Why do new freelancers tend to undervalue themselves at the start?

Because freelancing strips away the psychological safety of a salary. When no one tells you what you’re worth, it’s tempting to charge whatever feels “safe.”

There’s also a myth that low prices make clients say yes faster. They don’t — they attract clients who don’t respect your time.

What most new freelancers forget is that they’re not just selling their skills. They’re taking on risk, taxes, administration, and accountability — things a regular employee never has to worry about. 

Those responsibilities deserve higher compensation, not less.

How can someone avoid being “busy but broke” in the early months?

Stop glorifying busyness. You’re not paid for effort; you’re paid for outcomes.

Focus only on revenue-driving work — anything that helps you find, serve, or retain clients. Everything else can wait.
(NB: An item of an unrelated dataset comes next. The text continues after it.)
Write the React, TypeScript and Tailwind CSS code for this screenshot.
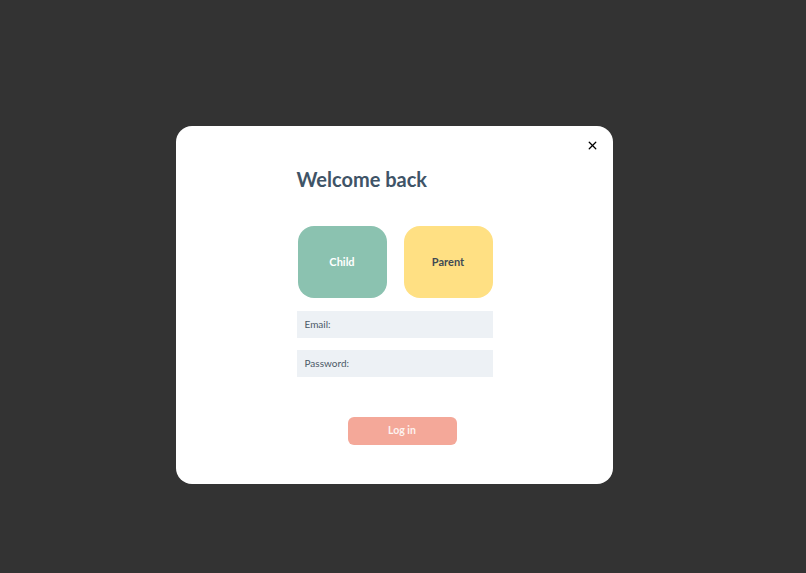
import { X } from 'lucide-react';

export default function App() {
  return (
    <div
      className="min-h-[573px] w-full bg-[#333333] pt-[126px] pl-[176px]"
      style={{ fontFamily: 'Lato, "Noto Sans", sans-serif' }}
    >
      <div className="relative w-[437px] h-[358px] rounded-[16px] bg-white">
        {/* Close */}
        <button type="button" className="absolute right-[14px] top-[13px] text-black">
          <X size={13} strokeWidth={2.4} />
        </button>

        <div className="mx-auto w-[196px] pt-[39px] flex flex-col">
          <h1 className="text-[20px] leading-[28px] font-bold text-[#3f5467]">Welcome back</h1>

          {/* Role picker */}
          <div className="mt-[33px] flex justify-between pl-px">
            <button
              type="button"
              className="w-[89px] h-[72px] rounded-[16px] bg-[#8bc2b0] text-white text-[11px] font-bold flex items-center justify-center"
            >
              Child
            </button>
            <button
              type="button"
              className="w-[89px] h-[72px] rounded-[16px] bg-[#ffe083] text-[#3f4a54] text-[11px] font-bold flex items-center justify-center"
            >
              Parent
            </button>
          </div>

          <div className="mt-[13px] h-[27px] bg-[#edf1f5] px-[8px] flex items-center text-[10px] text-[#4b5866]">
            Email:
          </div>
          <div className="mt-[12px] h-[27px] bg-[#edf1f5] px-[8px] flex items-center text-[10px] text-[#4b5866]">
            Password:
          </div>

          <button
            type="button"
            className="mt-[40px] ml-[51px] w-[109px] h-[28px] rounded-[6px] bg-[#f4a899] text-[#fdf3f0] text-[10.5px] font-bold flex items-center justify-center"
          >
            Log in
          </button>
        </div>
      </div>
    </div>
  );
}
Create a minimum viable offer — one thing you can sell easily and deliver well. Don’t build an empire; build momentum.

And start tracking your numbers from the very beginning. Know what you earn, how long things take, and which projects actually profit you. That data will become your compass.

If you could give one “do this, not that” rule for the first 100 days, what would it be?

Do this: Build one repeatable offer you can sell confidently. 

Don’t waste your first 100 days “building a business.”

Your primary task early on is to build your ability to attract and retain clients. 

Everything else — systems, branding, automation — comes later.

The freelancers who survive aren’t the busiest — they’re the ones who focus, price fairly, and think like business owners from day one.